* _Given instruction_
Set down each line from the one containing "The picture is" to the one containing "const menus = ['内容管理', '内容模板', '分销会员', '分销比例', '帐单记录', '提现管理'];", inclusive, exactly as written and with nothing further.
:: Data provided
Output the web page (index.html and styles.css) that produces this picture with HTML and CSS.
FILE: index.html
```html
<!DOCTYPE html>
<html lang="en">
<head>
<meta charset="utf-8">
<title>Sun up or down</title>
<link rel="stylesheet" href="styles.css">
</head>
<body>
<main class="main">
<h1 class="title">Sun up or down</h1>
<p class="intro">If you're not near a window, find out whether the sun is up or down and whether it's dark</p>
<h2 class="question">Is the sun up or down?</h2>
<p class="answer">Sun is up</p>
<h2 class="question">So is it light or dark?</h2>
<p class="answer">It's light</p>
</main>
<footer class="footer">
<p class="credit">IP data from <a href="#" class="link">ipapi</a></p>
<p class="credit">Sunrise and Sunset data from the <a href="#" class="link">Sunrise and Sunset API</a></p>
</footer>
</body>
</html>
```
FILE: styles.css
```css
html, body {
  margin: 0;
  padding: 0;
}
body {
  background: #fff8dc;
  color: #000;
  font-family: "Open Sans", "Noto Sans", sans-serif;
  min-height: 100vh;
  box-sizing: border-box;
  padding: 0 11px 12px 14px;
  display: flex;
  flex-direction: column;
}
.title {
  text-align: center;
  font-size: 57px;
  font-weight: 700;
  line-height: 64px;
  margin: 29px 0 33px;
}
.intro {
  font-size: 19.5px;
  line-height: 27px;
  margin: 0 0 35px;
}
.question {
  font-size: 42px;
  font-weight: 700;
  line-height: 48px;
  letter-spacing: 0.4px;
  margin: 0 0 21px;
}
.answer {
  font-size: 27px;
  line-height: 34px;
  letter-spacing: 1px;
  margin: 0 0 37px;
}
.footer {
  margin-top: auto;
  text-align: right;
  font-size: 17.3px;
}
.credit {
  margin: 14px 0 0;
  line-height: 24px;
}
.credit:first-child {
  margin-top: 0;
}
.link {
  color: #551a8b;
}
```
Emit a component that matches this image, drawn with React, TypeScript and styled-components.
::::
:: Data provided
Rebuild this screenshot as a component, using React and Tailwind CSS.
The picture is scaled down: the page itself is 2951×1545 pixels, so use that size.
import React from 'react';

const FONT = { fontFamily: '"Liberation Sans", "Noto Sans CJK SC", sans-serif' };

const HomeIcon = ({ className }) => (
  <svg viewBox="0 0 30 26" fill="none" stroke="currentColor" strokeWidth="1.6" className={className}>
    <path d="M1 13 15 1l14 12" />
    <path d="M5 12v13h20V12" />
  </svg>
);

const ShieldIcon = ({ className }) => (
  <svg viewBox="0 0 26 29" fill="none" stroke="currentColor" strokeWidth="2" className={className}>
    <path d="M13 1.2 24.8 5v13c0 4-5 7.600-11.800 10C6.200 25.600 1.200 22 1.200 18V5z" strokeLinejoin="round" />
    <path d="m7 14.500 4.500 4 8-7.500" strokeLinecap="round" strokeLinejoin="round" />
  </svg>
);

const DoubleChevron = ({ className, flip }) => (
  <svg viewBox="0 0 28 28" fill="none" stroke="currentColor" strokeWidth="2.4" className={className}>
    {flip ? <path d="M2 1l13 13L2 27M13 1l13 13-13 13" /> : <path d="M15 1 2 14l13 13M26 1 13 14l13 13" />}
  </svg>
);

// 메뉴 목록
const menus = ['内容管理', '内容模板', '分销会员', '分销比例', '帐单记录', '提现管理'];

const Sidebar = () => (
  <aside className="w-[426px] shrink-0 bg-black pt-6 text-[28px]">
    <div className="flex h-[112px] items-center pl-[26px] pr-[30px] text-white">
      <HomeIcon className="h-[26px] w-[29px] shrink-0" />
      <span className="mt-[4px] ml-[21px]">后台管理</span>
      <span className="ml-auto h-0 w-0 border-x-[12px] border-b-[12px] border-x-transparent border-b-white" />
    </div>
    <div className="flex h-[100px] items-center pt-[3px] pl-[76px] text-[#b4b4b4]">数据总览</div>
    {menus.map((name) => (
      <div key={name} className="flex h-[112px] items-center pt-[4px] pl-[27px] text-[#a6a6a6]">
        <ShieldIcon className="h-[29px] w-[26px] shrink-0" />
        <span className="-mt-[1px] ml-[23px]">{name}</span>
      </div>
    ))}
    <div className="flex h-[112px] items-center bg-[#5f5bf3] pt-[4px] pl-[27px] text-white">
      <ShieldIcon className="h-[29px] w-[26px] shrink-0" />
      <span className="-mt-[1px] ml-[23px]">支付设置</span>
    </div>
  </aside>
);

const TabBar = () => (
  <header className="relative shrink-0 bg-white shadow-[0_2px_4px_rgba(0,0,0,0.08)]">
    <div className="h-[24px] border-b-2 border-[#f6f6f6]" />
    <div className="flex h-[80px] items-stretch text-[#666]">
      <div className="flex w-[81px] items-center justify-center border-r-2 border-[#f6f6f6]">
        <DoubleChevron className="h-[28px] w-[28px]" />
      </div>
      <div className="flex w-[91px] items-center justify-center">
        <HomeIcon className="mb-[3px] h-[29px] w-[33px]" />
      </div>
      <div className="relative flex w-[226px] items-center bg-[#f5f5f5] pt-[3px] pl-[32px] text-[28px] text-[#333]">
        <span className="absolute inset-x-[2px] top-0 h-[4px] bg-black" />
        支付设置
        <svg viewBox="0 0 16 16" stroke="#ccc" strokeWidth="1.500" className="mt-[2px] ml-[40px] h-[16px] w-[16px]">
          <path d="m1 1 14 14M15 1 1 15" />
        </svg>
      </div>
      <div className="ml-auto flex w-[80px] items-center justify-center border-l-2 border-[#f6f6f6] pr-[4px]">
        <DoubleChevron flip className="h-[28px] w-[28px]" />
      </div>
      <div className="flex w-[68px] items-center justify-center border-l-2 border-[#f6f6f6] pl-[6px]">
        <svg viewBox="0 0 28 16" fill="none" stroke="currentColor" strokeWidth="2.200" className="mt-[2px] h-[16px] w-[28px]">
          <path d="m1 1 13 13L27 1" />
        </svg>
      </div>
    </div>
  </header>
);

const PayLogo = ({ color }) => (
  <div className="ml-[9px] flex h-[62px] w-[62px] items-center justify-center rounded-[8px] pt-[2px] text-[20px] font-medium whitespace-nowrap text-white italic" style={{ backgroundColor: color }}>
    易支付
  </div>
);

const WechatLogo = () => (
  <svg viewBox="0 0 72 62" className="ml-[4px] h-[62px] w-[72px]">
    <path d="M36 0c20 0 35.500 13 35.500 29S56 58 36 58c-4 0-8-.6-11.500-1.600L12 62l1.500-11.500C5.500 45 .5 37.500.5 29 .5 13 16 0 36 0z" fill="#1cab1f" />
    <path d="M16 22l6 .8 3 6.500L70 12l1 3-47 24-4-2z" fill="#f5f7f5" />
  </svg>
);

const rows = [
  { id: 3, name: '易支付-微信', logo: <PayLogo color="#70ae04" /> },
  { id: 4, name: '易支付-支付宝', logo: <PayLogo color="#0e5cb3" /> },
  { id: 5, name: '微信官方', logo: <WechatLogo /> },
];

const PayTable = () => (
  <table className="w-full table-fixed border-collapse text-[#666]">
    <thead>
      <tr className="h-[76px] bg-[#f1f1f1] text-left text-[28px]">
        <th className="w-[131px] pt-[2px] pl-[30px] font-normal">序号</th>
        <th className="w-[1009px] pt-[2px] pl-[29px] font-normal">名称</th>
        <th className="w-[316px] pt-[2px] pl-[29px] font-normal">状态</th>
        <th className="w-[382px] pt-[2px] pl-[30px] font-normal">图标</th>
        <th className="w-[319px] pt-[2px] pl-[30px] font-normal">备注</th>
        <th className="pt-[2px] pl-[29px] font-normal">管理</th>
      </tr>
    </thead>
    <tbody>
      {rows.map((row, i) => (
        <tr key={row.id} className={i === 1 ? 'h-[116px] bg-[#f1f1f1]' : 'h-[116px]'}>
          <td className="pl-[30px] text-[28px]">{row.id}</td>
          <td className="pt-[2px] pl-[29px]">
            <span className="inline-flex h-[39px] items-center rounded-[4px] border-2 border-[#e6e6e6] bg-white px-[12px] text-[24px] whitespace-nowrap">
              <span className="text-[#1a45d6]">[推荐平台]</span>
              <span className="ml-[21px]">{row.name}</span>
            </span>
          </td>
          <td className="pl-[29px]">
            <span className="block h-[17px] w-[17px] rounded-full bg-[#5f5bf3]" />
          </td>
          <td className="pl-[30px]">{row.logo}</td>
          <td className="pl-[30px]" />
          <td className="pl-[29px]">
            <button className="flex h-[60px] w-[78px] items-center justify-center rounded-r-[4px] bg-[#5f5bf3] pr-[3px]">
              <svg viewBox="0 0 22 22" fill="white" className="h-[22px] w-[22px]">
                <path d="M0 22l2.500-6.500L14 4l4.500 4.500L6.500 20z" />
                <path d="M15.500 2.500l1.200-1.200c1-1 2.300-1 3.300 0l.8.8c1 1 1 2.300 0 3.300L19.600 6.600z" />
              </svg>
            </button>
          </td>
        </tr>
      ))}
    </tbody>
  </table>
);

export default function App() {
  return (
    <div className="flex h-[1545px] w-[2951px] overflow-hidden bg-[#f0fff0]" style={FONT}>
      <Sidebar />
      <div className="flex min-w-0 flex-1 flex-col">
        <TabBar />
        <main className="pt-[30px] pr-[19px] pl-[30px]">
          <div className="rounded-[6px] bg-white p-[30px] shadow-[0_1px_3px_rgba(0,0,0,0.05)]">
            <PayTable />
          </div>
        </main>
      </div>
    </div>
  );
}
::::
* _Task answer_
The picture is scaled down: the page itself is 2951×1545 pixels, so use that size.
import React from 'react';

const FONT = { fontFamily: '"Liberation Sans", "Noto Sans CJK SC", sans-serif' };

const HomeIcon = ({ className }) => (
  <svg viewBox="0 0 30 26" fill="none" stroke="currentColor" strokeWidth="1.6" className={className}>
    <path d="M1 13 15 1l14 12" />
    <path d="M5 12v13h20V12" />
  </svg>
);

const ShieldIcon = ({ className }) => (
  <svg viewBox="0 0 26 29" fill="none" stroke="currentColor" strokeWidth="2" className={className}>
    <path d="M13 1.2 24.8 5v13c0 4-5 7.600-11.800 10C6.200 25.600 1.200 22 1.200 18V5z" strokeLinejoin="round" />
    <path d="m7 14.500 4.500 4 8-7.500" strokeLinecap="round" strokeLinejoin="round" />
  </svg>
);

const DoubleChevron = ({ className, flip }) => (
  <svg viewBox="0 0 28 28" fill="none" stroke="currentColor" strokeWidth="2.4" className={className}>
    {flip ? <path d="M2 1l13 13L2 27M13 1l13 13-13 13" /> : <path d="M15 1 2 14l13 13M26 1 13 14l13 13" />}
  </svg>
);

// 메뉴 목록
const menus = ['内容管理', '内容模板', '分销会员', '分销比例', '帐单记录', '提现管理'];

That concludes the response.